BEGIN SUPPLIED DATA

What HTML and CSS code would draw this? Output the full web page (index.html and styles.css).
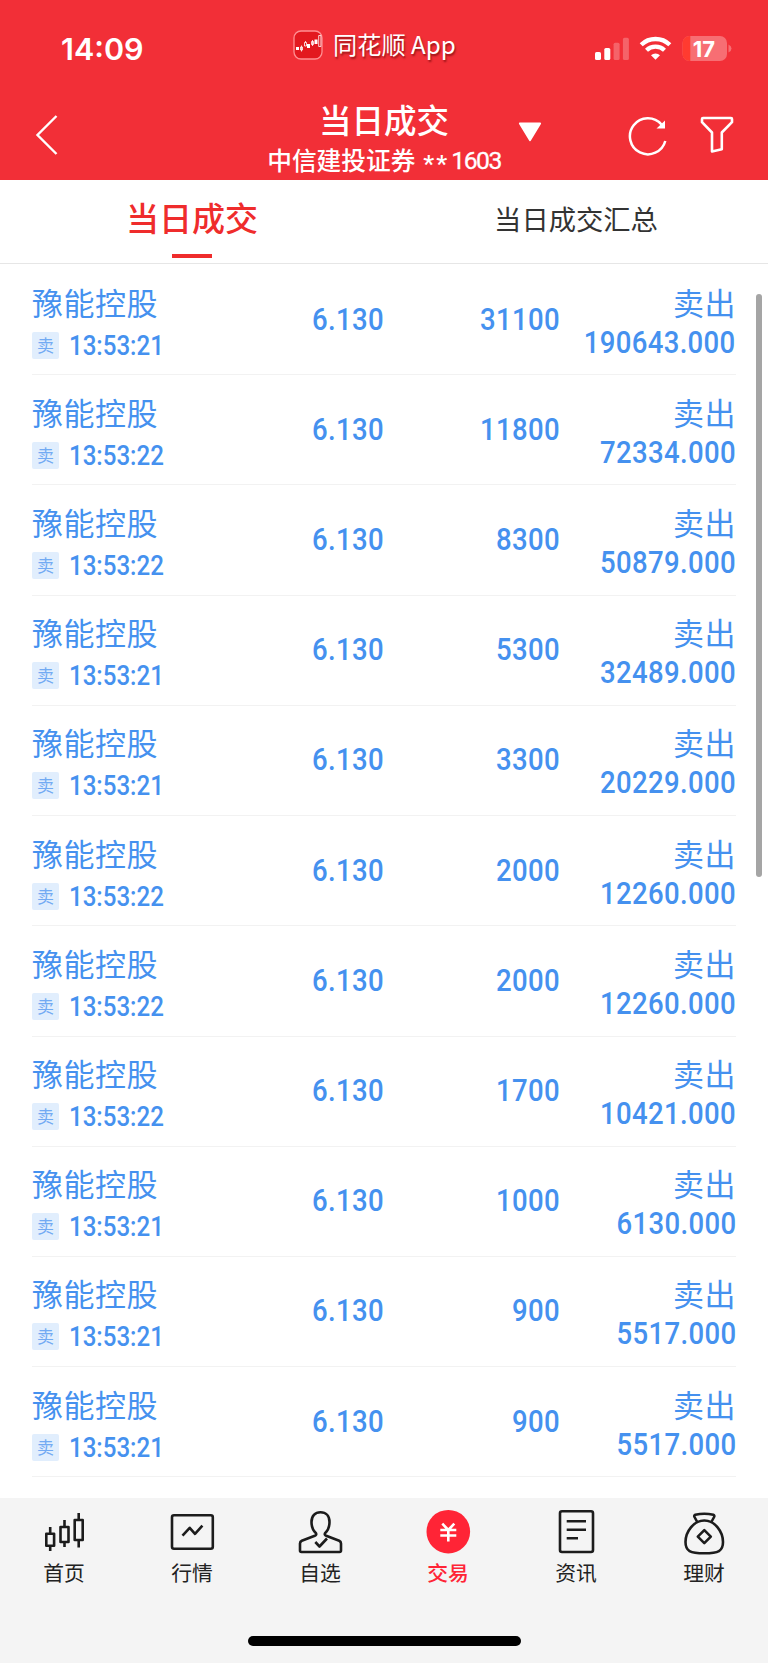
FILE: index.html
```html
<!DOCTYPE html>
<html lang="zh-CN">
<head>
    <meta charset="UTF-8">
    <meta name="viewport" content="width=device-width, initial-scale=1.0">
    <title>当日成交</title>
    <link rel="stylesheet" href="styles.css">
</head>
<body>
    <header class="header">
        <div class="status">
            <span class="clock">14:09</span>
            <div class="app">
                <svg class="app-icon" width="30" height="30" viewBox="0 0 30 30">
                    <rect x="1" y="1" width="28" height="28" rx="7" fill="#e3181f" stroke="#ff8f92" stroke-width="1.3"/>
                    <path d="M3 17h3v3H3zM14 14h3v4h-3zM21.500 9.500h3v4.500h-3z" fill="#fff"/>
                    <path d="M7.500 17h2v3h-2zM8.500 15.500v6M11.500 12.500h2v3.500h-2zM12.500 11v1.500M18.500 11.500h2v3h-2zM19.500 10v6M25.700 5.500h2.200v11h-2.200z" fill="none" stroke="#fff" stroke-width=".8"/>
                </svg>
                <span class="app-name">同花顺 App</span>
            </div>
            <svg class="signals" width="138" height="28" viewBox="0 0 138 28">
                <g fill="#fff">
                    <rect x="0" y="16" width="6" height="8" rx="1.600"/>
                    <rect x="9.300" y="12" width="6" height="12" rx="1.600"/>
                    <rect x="18.600" y="6.700" width="6" height="17.300" rx="1.600" opacity=".25"/>
                    <rect x="27.900" y="1.800" width="6" height="22.200" rx="1.600" opacity=".25"/>
                </g>
                <g fill="none" stroke="#fff" stroke-width="4.300">
                    <path d="M46.200 8.800a20.500 20.500 0 0 1 28.600 0"/>
                    <path d="M51.500 14.300a13 13 0 0 1 18 0"/>
                </g>
                <path d="M56 19.200a6.500 6.500 0 0 1 9 0L60.500 23.800z" fill="#fff"/>
                <rect x="87.500" y="0" width="44.500" height="25" rx="7" fill="#f76e73"/>
                <path d="M95.300 0v25h-.8a7 7 0 0 1-7-7V7a7 7 0 0 1 7-7z" fill="#ff3b30"/>
                <path d="M133.500 8.500q3 1.500 3 4t-3 4z" fill="#f76e73"/>
                <text x="109" y="20.500" text-anchor="middle" class="battery">17</text>
            </svg>
        </div>
        <div class="navbar">
            <svg class="back" width="24" height="42" viewBox="0 0 24 42">
                <path d="M21.500 2L2.500 21l19 19" fill="none" stroke="#fff" stroke-width="2.400"/>
            </svg>
            <div class="heading">
                <h1 class="title">当日成交</h1>
                <p class="account"><span>中信建投证券</span><span class="stars">**</span><span class="account-no">1603</span></p>
            </div>
            <svg class="caret" width="24" height="20" viewBox="0 0 24 20">
                <path d="M2 1.500h20L12 18z" fill="#fff" stroke="#fff" stroke-width="2.200" stroke-linejoin="round"/>
            </svg>
            <svg class="refresh" width="40" height="40" viewBox="0 0 40 40">
                <path d="M37.300 25A18 18 0 1 1 33.500 8.500" fill="none" stroke="#fff" stroke-width="2.500"/>
                <path d="M37 4.500v8h-8.500z" fill="#fff"/>
            </svg>
            <svg class="filter" width="34" height="38" viewBox="0 0 34 38">
                <path d="M3 2h28q1 0 1 1v3.200L21.800 16.500v16.800L12 35.500v-19L2 6.200V3q0-1 1-1z" fill="none" stroke="#fff" stroke-width="2.600" stroke-linejoin="round"/>
            </svg>
        </div>
    </header>

    <nav class="tabs">
        <a class="tab active">当日成交</a>
        <a class="tab">当日成交汇总</a>
    </nav>

    <main class="list">
        <div class="row">
            <div class="stock"><div class="name">豫能控股</div><div class="meta"><span class="tag">卖</span><span class="num time">13:53:21</span></div></div>
            <div class="num price">6.130</div>
            <div class="num qty">31100</div>
            <div class="deal"><div class="side">卖出</div><div class="num">190643.000</div></div>
        </div>
        <div class="row">
            <div class="stock"><div class="name">豫能控股</div><div class="meta"><span class="tag">卖</span><span class="num time">13:53:22</span></div></div>
            <div class="num price">6.130</div>
            <div class="num qty">11800</div>
            <div class="deal"><div class="side">卖出</div><div class="num">72334.000</div></div>
        </div>
        <div class="row">
            <div class="stock"><div class="name">豫能控股</div><div class="meta"><span class="tag">卖</span><span class="num time">13:53:22</span></div></div>
            <div class="num price">6.130</div>
            <div class="num qty">8300</div>
            <div class="deal"><div class="side">卖出</div><div class="num">50879.000</div></div>
        </div>
        <div class="row">
            <div class="stock"><div class="name">豫能控股</div><div class="meta"><span class="tag">卖</span><span class="num time">13:53:21</span></div></div>
            <div class="num price">6.130</div>
            <div class="num qty">5300</div>
            <div class="deal"><div class="side">卖出</div><div class="num">32489.000</div></div>
        </div>
        <div class="row">
            <div class="stock"><div class="name">豫能控股</div><div class="meta"><span class="tag">卖</span><span class="num time">13:53:21</span></div></div>
            <div class="num price">6.130</div>
            <div class="num qty">3300</div>
            <div class="deal"><div class="side">卖出</div><div class="num">20229.000</div></div>
        </div>
        <div class="row">
            <div class="stock"><div class="name">豫能控股</div><div class="meta"><span class="tag">卖</span><span class="num time">13:53:22</span></div></div>
            <div class="num price">6.130</div>
            <div class="num qty">2000</div>
            <div class="deal"><div class="side">卖出</div><div class="num">12260.000</div></div>
        </div>
        <div class="row">
            <div class="stock"><div class="name">豫能控股</div><div class="meta"><span class="tag">卖</span><span class="num time">13:53:22</span></div></div>
            <div class="num price">6.130</div>
            <div class="num qty">2000</div>
            <div class="deal"><div class="side">卖出</div><div class="num">12260.000</div></div>
        </div>
        <div class="row">
            <div class="stock"><div class="name">豫能控股</div><div class="meta"><span class="tag">卖</span><span class="num time">13:53:22</span></div></div>
            <div class="num price">6.130</div>
            <div class="num qty">1700</div>
            <div class="deal"><div class="side">卖出</div><div class="num">10421.000</div></div>
        </div>
        <div class="row">
            <div class="stock"><div class="name">豫能控股</div><div class="meta"><span class="tag">卖</span><span class="num time">13:53:21</span></div></div>
            <div class="num price">6.130</div>
            <div class="num qty">1000</div>
            <div class="deal"><div class="side">卖出</div><div class="num">6130.000</div></div>
        </div>
        <div class="row">
            <div class="stock"><div class="name">豫能控股</div><div class="meta"><span class="tag">卖</span><span class="num time">13:53:21</span></div></div>
            <div class="num price">6.130</div>
            <div class="num qty">900</div>
            <div class="deal"><div class="side">卖出</div><div class="num">5517.000</div></div>
        </div>
        <div class="row">
            <div class="stock"><div class="name">豫能控股</div><div class="meta"><span class="tag">卖</span><span class="num time">13:53:21</span></div></div>
            <div class="num price">6.130</div>
            <div class="num qty">900</div>
            <div class="deal"><div class="side">卖出</div><div class="num">5517.000</div></div>
        </div>
        <div class="scrollbar"></div>
    </main>

    <footer class="tabbar">
        <div class="items">
            <a class="item">
                <svg class="icon" viewBox="0 0 48 50">
                    <path d="M6.300 27.700h7.800v12H6.300zM10.200 21v6.700M10.200 39.700V45M20.500 21h8v15h-8zM24.500 14v7M24.500 36v5M34.700 14h8v20h-8zM38.700 7v7M38.700 34v7.500"/>
                </svg>
                <span>首页</span>
            </a>
            <a class="item">
                <svg class="icon" viewBox="0 0 48 50">
                    <rect x="4" y="9.300" width="40.800" height="33.500" rx="2"/>
                    <path d="M14.500 29.700l7.200-7.900 5.300 6 7.400-8.200"/>
                </svg>
                <span>行情</span>
            </a>
            <a class="item">
                <svg class="icon" viewBox="0 0 48 50">
                    <path d="M20 27.300C16.500 24 15.500 20 15.500 16c0-6 3.500-9.700 9-9.700s9 3.700 9 9.700c0 4-1 8-4.500 11.300q-.8 1.700 1.200 2.500l13 4.900q1.800.8 1.800 2.800v7q0 1.500-1.500 1.500h-38Q4 46 4 44.500v-7q0-2 1.800-2.800l13-4.900q2-.8 1.200-2.500z"/>
                    <path d="M19.300 36l4.200 4.500 7.500-8"/>
                </svg>
                <span>自选</span>
            </a>
            <a class="item current">
                <svg class="icon" viewBox="0 0 48 50">
                    <circle cx="24.300" cy="25.700" r="21.800" fill="#ff2436" stroke="none"/>
                    <path d="M18.300 17.700l6 6.300 6-6.300M16.300 24h16M16.300 29.500h16M24.300 24v11.500" stroke="#fff"/>
                </svg>
                <span>交易</span>
            </a>
            <a class="item">
                <svg class="icon" viewBox="0 0 48 50">
                    <rect x="8" y="5.300" width="33" height="40.700" rx="2"/>
                    <path d="M14.700 15.300H34M14.700 23.700H34M14.700 32.300H26"/>
                </svg>
                <span>资讯</span>
            </a>
            <a class="item">
                <svg class="icon" viewBox="0 0 48 50">
                    <path d="M17.500 16.500l-3-5.500q-.8-1.500.8-2.200 9-2.200 18 0 1.600.7.800 2.200l-3 5.500"/>
                    <path d="M24.300 14.500c10.500 0 18.700 11 18.700 21.500 0 9-4.500 11.300-18.700 11.300S5.500 45 5.500 36c0-10.500 8.300-21.500 18.800-21.500z"/>
                    <path d="M24.300 24.200l6.500 6.500-6.500 6.500-6.500-6.500z"/>
                </svg>
                <span>理财</span>
            </a>
        </div>
        <div class="home-bar"></div>
    </footer>
</body>
</html>
```
FILE: styles.css
```css
* { box-sizing: border-box; }
body { margin: 0; width: 768px; background: #fff; font-family: "Noto Sans CJK SC", sans-serif; color: #333; }
h1, p { margin: 0; }
svg { display: block; flex: none; }

/* header */
.header { height: 179.500px; background: #f22f37; color: #fff; }
.status { display: flex; height: 96px; padding: 30px 35px 0 61px; }
.clock { width: 232px; font: 600 30.500px/38px Inter, sans-serif; }
.app { display: flex; flex: 1; gap: 10px; }
.app-name { font-size: 24.200px; line-height: 27px; white-space: nowrap; text-shadow: 1px 2px 2px rgba(90, 0, 0, .6); }
.signals { margin-top: 6px; }
.battery { font: 700 22px Inter, sans-serif; fill: #fff; }
.navbar { display: flex; padding-left: 35px; }
.back { margin-top: 18px; }
.heading { width: 250px; margin-left: 200px; text-align: center; white-space: nowrap; }
.title { font-size: 32.500px; font-weight: 500; line-height: 46px; }
.account { display: flex; justify-content: center; font-size: 24.700px; font-weight: 500; line-height: 26px; margin-top: 4px; }
.stars { margin: 5px 2px 0 8px; font-family: Roboto, sans-serif; letter-spacing: 2px; }
.account-no { margin-top: 2px; font-family: Roboto, sans-serif; font-weight: 400; letter-spacing: -1.500px; -webkit-text-stroke: .3px #fff; }
.caret { margin: 26px 0 0 9px; }
.refresh { margin: 20px 0 0 86px; }
.filter { margin: 20px 0 0 32px; }

/* tabs */
.tabs { display: flex; height: 84.500px; border-bottom: 1px solid #e6e6e6; }
.tab { flex: 1; padding-top: 18px; font-size: 27.300px; line-height: 40px; text-align: center; }
.tab.active { display: flex; flex-direction: column; align-items: center; padding-top: 17px; font-size: 33px; font-weight: 500; color: #ef2c2c; }
.tab.active::after { content: ""; width: 40px; height: 4px; margin-top: 17px; background: #ef2c2c; }

/* trades */
.list { position: relative; height: 1234.300px; padding: 1px 32px 0; color: #4591ef; }
.row { display: grid; grid-template-columns: 200px 152px 176px minmax(0, 1fr); height: 110.220px; border-bottom: 1px solid #f2f2f2; white-space: nowrap; }
.name, .side { font-size: 31px; letter-spacing: .5px; line-height: 40px; padding-top: 16.500px; }
.meta { display: flex; align-items: center; margin-top: 10px; }
.tag { width: 27px; height: 27px; margin-right: 10px; border-radius: 2px; background: #e1eefd; font-size: 17px; line-height: 25px; text-align: center; color: #72aaf3; }
.num { font-family: Roboto, sans-serif; font-size: 32px; font-weight: 500; line-height: 40px; letter-spacing: .4px; text-align: right; transform: scaleX(.86); transform-origin: right; }
.price, .qty { padding-top: 33.500px; }
.deal { display: flex; flex-direction: column; align-items: flex-end; }
.time { font-size: 28px; line-height: 27px; letter-spacing: 0; transform-origin: left; }
.scrollbar { position: absolute; top: 30px; right: 6px; width: 6px; height: 583px; border-radius: 3px; background: #a5a5a5; }

/* bottom bar */
.tabbar { height: 164.700px; padding-top: 8px; background: #f4f4f4; }
.items { display: flex; }
.item { flex: 1; display: flex; flex-direction: column; align-items: center; font-size: 20.800px; line-height: 32px; color: #222; }
.item.current { color: #ff2436; font-weight: 500; }
.icon { width: 48px; height: 50px; fill: none; stroke: #1c1c1c; stroke-width: 2.600; stroke-linejoin: round; }
.home-bar { width: 273px; height: 10px; margin: 48px 0 0 248px; border-radius: 5px; background: #000; }
```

END SUPPLIED DATA

:: WORK INSTRUCTIONS ::
Locate the lines above that hold the word "styles". Show every one of them.

:: RESULT FOR THIS EXERCISE ::
What HTML and CSS code would draw this? Output the full web page (index.html and styles.css).
    <link rel="stylesheet" href="styles.css">
FILE: styles.css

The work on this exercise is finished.